Officials and fans are mourning the death of the Canadian freestyle skier Nik Zoricic on the weekend in what they say was a freak accident at the end of a ski-cross race in Switzerland. But a video of the accident provides evidence that a few common-sense changes to the course would have easily prevented this tragedy.

In ski cross, as many as six competitors race down a narrow, hard-packed course that features high, banked turns and perilous jumps. The first one across the finish line is the winner. It is a tough, dangerous and sensational event that Alpine Canada, the country's governing body for downhill ski racing, sells as "winter sport's answer to a roller derby."

In the video, which is available on the Internet, Mr. Zoricic is one of three skiers travelling at extreme speeds as they approach the final jump of their race. The jump is placed virtually on top of the narrow finish line, which is bounded on either side by large pillars and what appears to be little better than snow fencing, and some banks of snow.

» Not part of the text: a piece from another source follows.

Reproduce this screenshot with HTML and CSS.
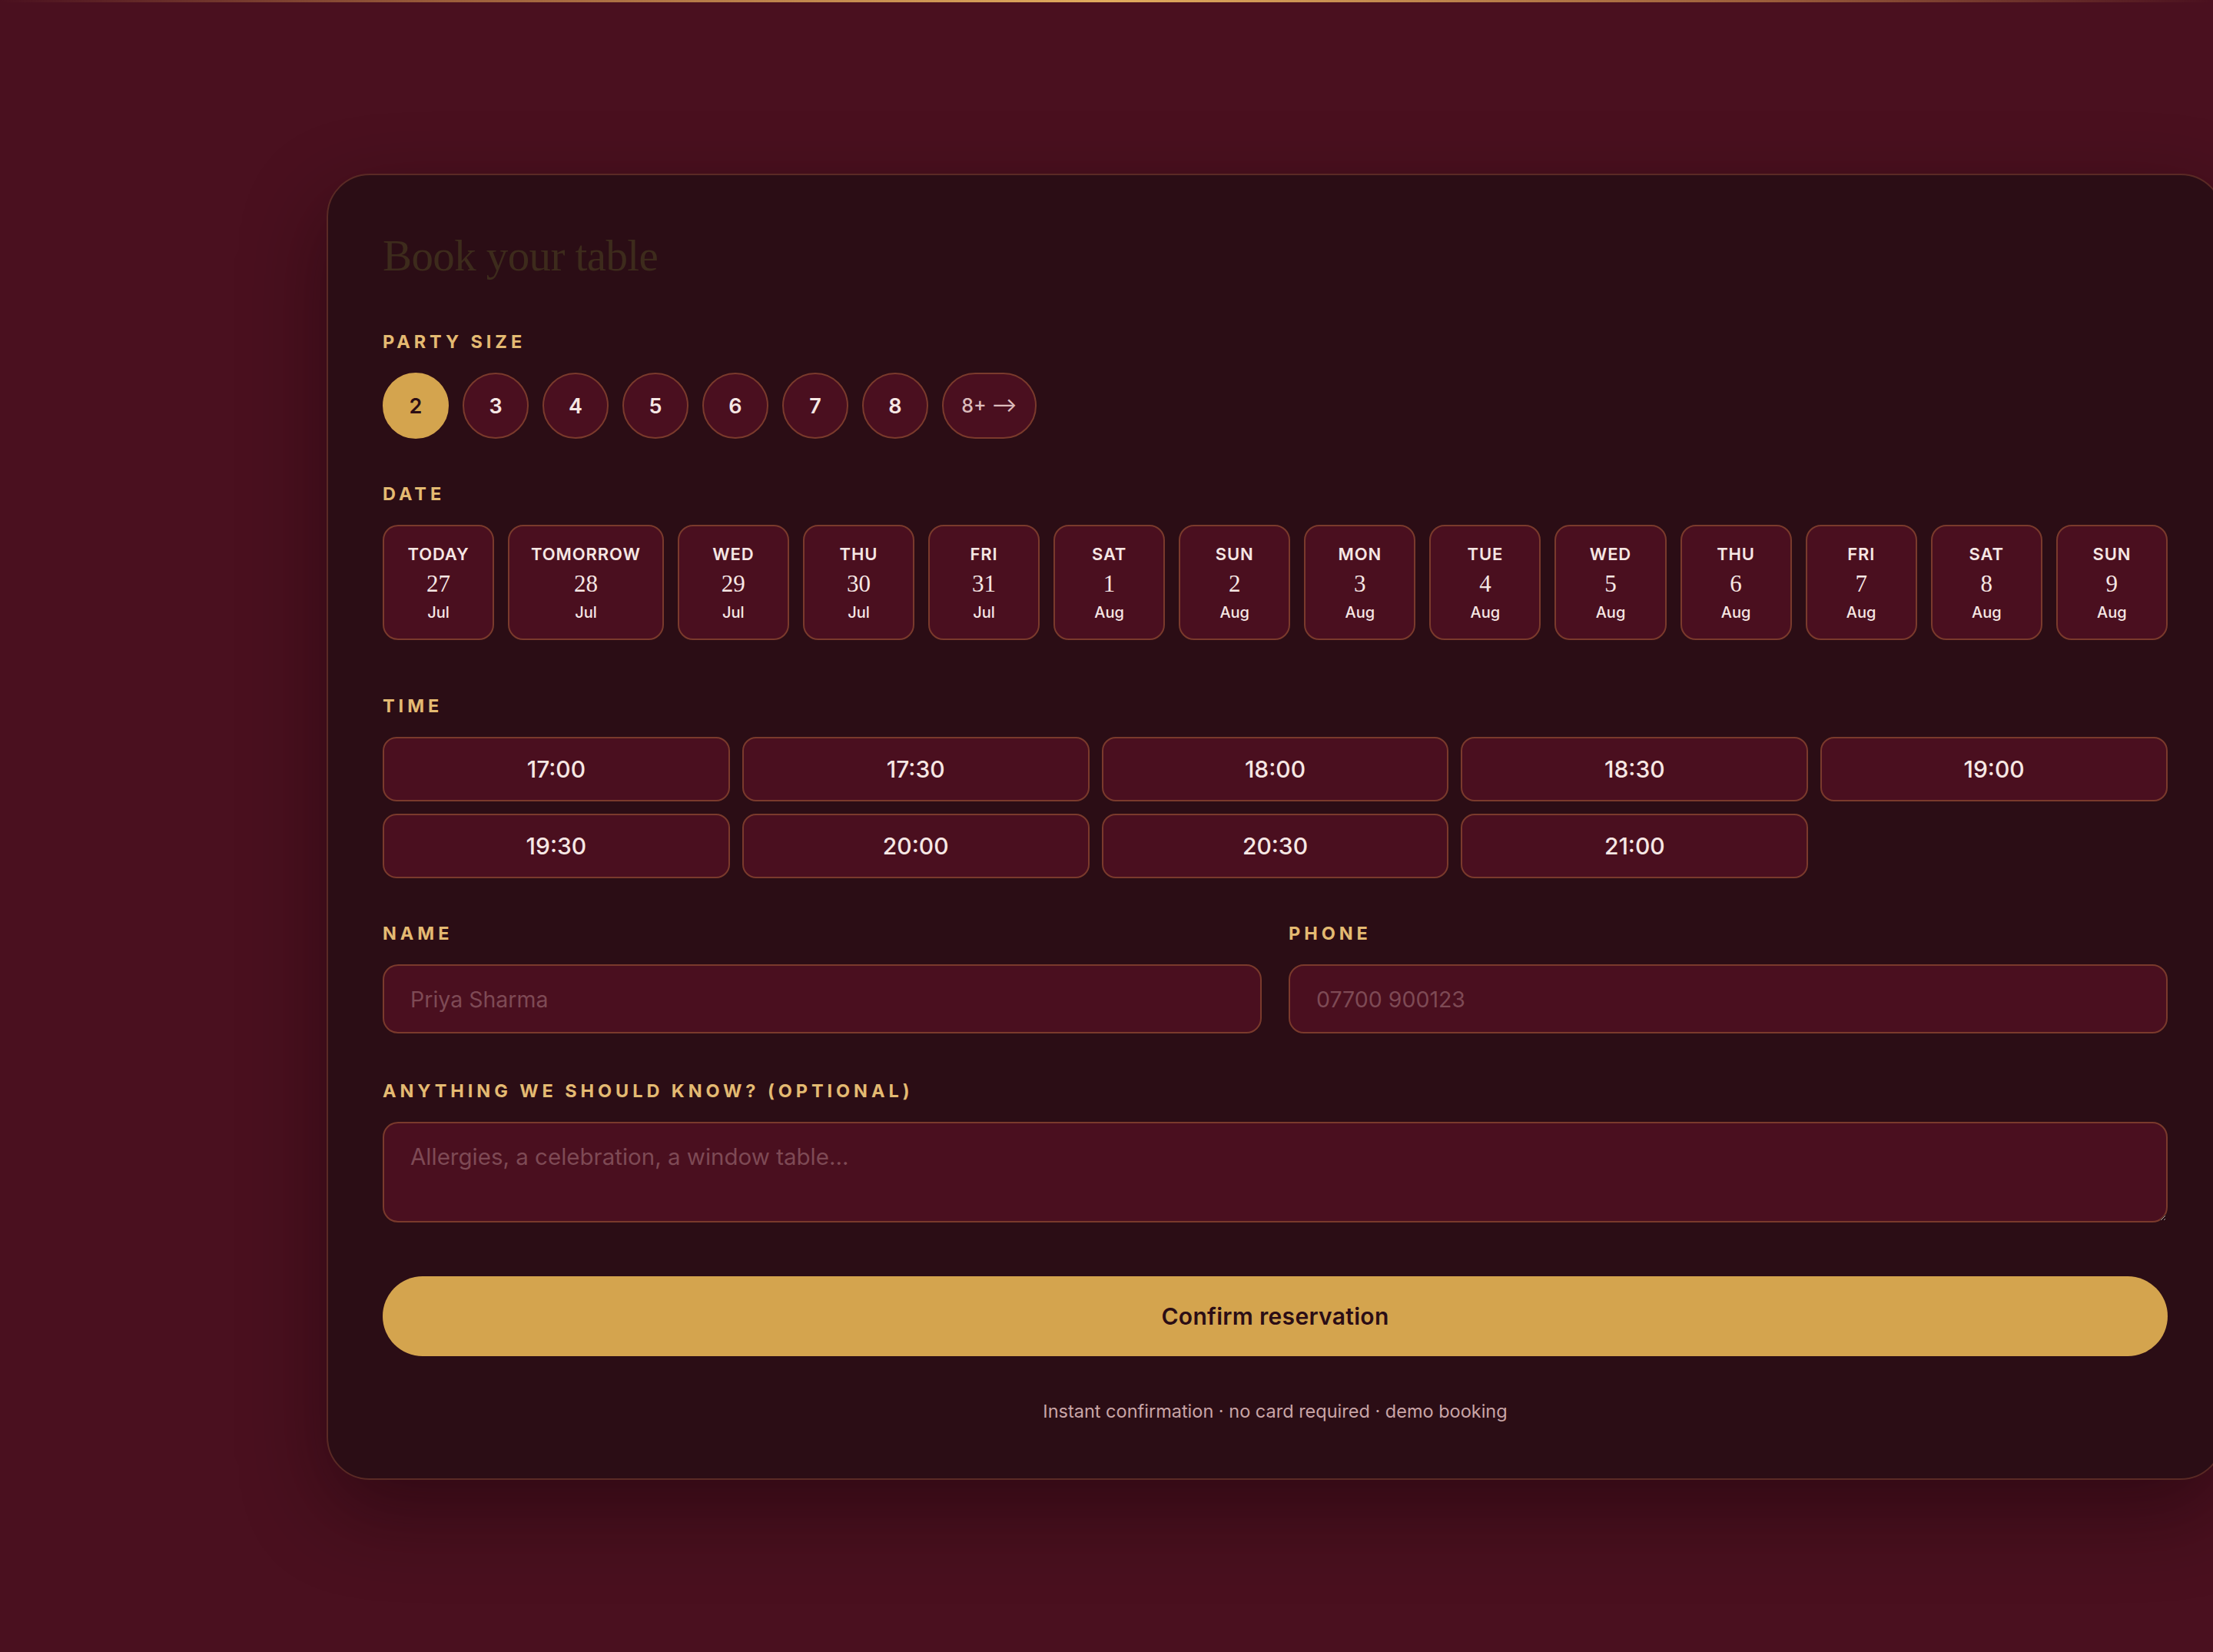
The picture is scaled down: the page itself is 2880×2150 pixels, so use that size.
FILE: index.html
```html
<!DOCTYPE html>
<html lang="en">
<head>
<meta charset="utf-8">
<title>Book your table</title>
<link rel="stylesheet" href="styles.css">
</head>
<body>
<div class="topline"></div>
<main class="page">
  <form class="card">
    <h1 class="title">Book your table</h1>

    <section class="section">
      <div class="label">Party size</div>
      <div class="party">
        <button type="button" class="size is-active">2</button>
        <button type="button" class="size">3</button>
        <button type="button" class="size">4</button>
        <button type="button" class="size">5</button>
        <button type="button" class="size">6</button>
        <button type="button" class="size">7</button>
        <button type="button" class="size">8</button>
        <button type="button" class="size more">8+ &#10230;</button>
      </div>
    </section>

    <section class="section">
      <div class="label">Date</div>
      <div class="dates">
        <button type="button" class="date"><span class="dow">TODAY</span><span class="num">27</span><span class="mon">Jul</span></button>
        <button type="button" class="date"><span class="dow">TOMORROW</span><span class="num">28</span><span class="mon">Jul</span></button>
        <button type="button" class="date"><span class="dow">WED</span><span class="num">29</span><span class="mon">Jul</span></button>
        <button type="button" class="date"><span class="dow">THU</span><span class="num">30</span><span class="mon">Jul</span></button>
        <button type="button" class="date"><span class="dow">FRI</span><span class="num">31</span><span class="mon">Jul</span></button>
        <button type="button" class="date"><span class="dow">SAT</span><span class="num">1</span><span class="mon">Aug</span></button>
        <button type="button" class="date"><span class="dow">SUN</span><span class="num">2</span><span class="mon">Aug</span></button>
        <button type="button" class="date"><span class="dow">MON</span><span class="num">3</span><span class="mon">Aug</span></button>
        <button type="button" class="date"><span class="dow">TUE</span><span class="num">4</span><span class="mon">Aug</span></button>
        <button type="button" class="date"><span class="dow">WED</span><span class="num">5</span><span class="mon">Aug</span></button>
        <button type="button" class="date"><span class="dow">THU</span><span class="num">6</span><span class="mon">Aug</span></button>
        <button type="button" class="date"><span class="dow">FRI</span><span class="num">7</span><span class="mon">Aug</span></button>
        <button type="button" class="date"><span class="dow">SAT</span><span class="num">8</span><span class="mon">Aug</span></button>
        <button type="button" class="date"><span class="dow">SUN</span><span class="num">9</span><span class="mon">Aug</span></button>
      </div>
    </section>

    <section class="section section-time">
      <div class="label">Time</div>
      <div class="times">
        <button type="button" class="slot">17:00</button>
        <button type="button" class="slot">17:30</button>
        <button type="button" class="slot">18:00</button>
        <button type="button" class="slot">18:30</button>
        <button type="button" class="slot">19:00</button>
        <button type="button" class="slot">19:30</button>
        <button type="button" class="slot">20:00</button>
        <button type="button" class="slot">20:30</button>
        <button type="button" class="slot">21:00</button>
      </div>
    </section>

    <section class="section fields">
      <label class="field">
        <span class="label">Name</span>
        <input class="input" type="text" placeholder="Priya Sharma">
      </label>
      <label class="field">
        <span class="label">Phone</span>
        <input class="input" type="tel" placeholder="07700 900123">
      </label>
    </section>

    <section class="section section-notes">
      <label class="field">
        <span class="label">Anything we should know? (optional)</span>
        <textarea class="input notes" placeholder="Allergies, a celebration, a window table..."></textarea>
      </label>
    </section>

    <button type="button" class="confirm">Confirm reservation</button>
    <p class="footnote">Instant confirmation · no card required · demo booking</p>
  </form>
</main>
</body>
</html>
```

FILE: styles.css
```css
html, body {
  margin: 0;
  padding: 0;
}

body {
  background: #4a101f;
  min-height: 2150px;
  overflow: hidden;
  font-family: Inter, "Noto Sans", "Liberation Sans", sans-serif;
  color: #f6e7e4;
}

.topline {
  height: 3px;
  background: linear-gradient(90deg, rgba(201, 138, 74, 0) 0%, rgba(190, 126, 70, 0.7) 20%, #e2ac5e 50%, rgba(190, 126, 70, 0.7) 80%, rgba(201, 138, 74, 0) 100%);
}

.page {
  padding: 223px 0 200px 425px;
}

.card {
  box-sizing: border-box;
  width: 2469px;
  background: #2b0d15;
  border: 2px solid #5a2a25;
  border-radius: 56px;
  padding: 71px 71px 74px;
  box-shadow: 0 40px 110px rgba(18, 0, 6, 0.45);
}

.title {
  margin: 3px 0 67px;
  font-family: "Liberation Serif", "DejaVu Serif", serif;
  font-weight: 400;
  font-size: 57px;
  line-height: 62px;
  letter-spacing: -0.6px;
  color: #3d2b1c;
}

.section {
  margin: 0;
}

.section + .section {
  margin-top: 58px;
}

.section-time {
  margin-top: 72px !important;
}

.section-notes {
  margin-top: 61px !important;
}

.label {
  display: block;
  margin-bottom: 26px;
  font-size: 23.5px;
  line-height: 28px;
  font-weight: 700;
  letter-spacing: 0.21em;
  text-transform: uppercase;
  color: #e4ba72;
}

button {
  font-family: inherit;
  cursor: pointer;
}

/* party size */
.party {
  display: flex;
  gap: 18px;
}

.size {
  box-sizing: border-box;
  width: 86px;
  height: 86px;
  border-radius: 43px;
  border: 2px solid #7a3a2c;
  background: #4a0f1f;
  color: #f6e7e4;
  font-size: 27px;
  font-weight: 600;
  padding: 0;
  display: flex;
  align-items: center;
  justify-content: center;
}

.size.is-active {
  background: #d4a44e;
  border-color: #d4a44e;
  color: #2b0d15;
}

.size.more {
  width: 123px;
  font-size: 25px;
  font-weight: 500;
  color: #dcbcbc;
  white-space: nowrap;
}

/* dates */
.dates {
  display: flex;
  gap: 18px;
}

.date {
  flex: 1 1 0;
  box-sizing: border-box;
  height: 150px;
  padding: 23px 28px;
  border: 2px solid #7a3a2c;
  border-radius: 20px;
  background: #4a0f1f;
  color: #f6e7e4;
  display: flex;
  flex-direction: column;
  align-items: center;
}

.dow {
  font-size: 22px;
  line-height: 26px;
  font-weight: 600;
  letter-spacing: 0.04em;
  white-space: nowrap;
}

.num {
  font-family: "Liberation Serif", "DejaVu Serif", serif;
  font-size: 31px;
  line-height: 52px;
  font-weight: 400;
}

.mon {
  font-size: 20px;
  line-height: 22px;
  font-weight: 500;
}

/* times */
.times {
  display: grid;
  grid-template-columns: repeat(5, 1fr);
  gap: 16px;
}

.slot {
  box-sizing: border-box;
  height: 84px;
  border: 2px solid #7a3a2c;
  border-radius: 18px;
  background: #4a0f1f;
  color: #f6e7e4;
  font-size: 30px;
  font-weight: 500;
  padding: 0;
}

/* fields */
.fields {
  display: grid;
  grid-template-columns: 1fr 1fr;
  gap: 35px;
}

.field {
  display: block;
}

.input {
  display: block;
  box-sizing: border-box;
  width: 100%;
  height: 90px;
  margin: 0;
  padding: 0 34px;
  border: 2px solid #7a3a2c;
  border-radius: 20px;
  background: #4a0f1f;
  color: #f6e7e4;
  font-family: inherit;
  font-size: 28.5px;
  outline: none;
}

.input::placeholder {
  color: #7e4a55;
}

.notes {
  height: 131px;
  padding: 23px 34px;
  font-size: 29.5px;
  line-height: 1.4;
  resize: vertical;
}

/* confirm */
.confirm {
  display: block;
  width: 100%;
  height: 104px;
  margin-top: 70px;
  border: none;
  border-radius: 52px;
  background: #d4a44e;
  color: #2b0d15;
  font-size: 30px;
  font-weight: 600;
  letter-spacing: 0.01em;
}

.footnote {
  margin: 58px 0 0;
  text-align: center;
  font-size: 23.5px;
  line-height: 27px;
  color: #c9a5a7;
}
```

Mr. Zoricic is offline by no more than one or two degrees when he hits the final jump, but there is no room for error. He comes down to the right of the right-hand finish-line pillar and crashes, airborne, into the fencing. Had there been a clear landing area there, Mr. Zoricic might have been disqualified for being offline, but he would have survived the race.

Nik Zoricic is the second Canadian freestyle skier to be killed in 2012. Sarah Burke died in January after a fall during a training run in a 6.6-metre-high "superpipe" in Utah. In both cases, the term "freak accident" was bandied about by officials at Alpine Canada and the Canadian Freestyle Ski Association. There was also justified admiration for the courage and determination of extreme athletes who push human physical boundaries. But what there hasn't been in either case is a willingness to blame manageable conditions on the ski-cross course or in the superpipe, or to blame the sports themselves.

With this weekend's tragedy, the term "freak accident" is an insensitive way to describe something that happens once a month. A better planned finish line would have saved Nik Zoricic's life. As Sarah Burke said of extreme sports, "It's not always going to go right." If you provide an extreme athlete with no margin for error, you are sealing their fate.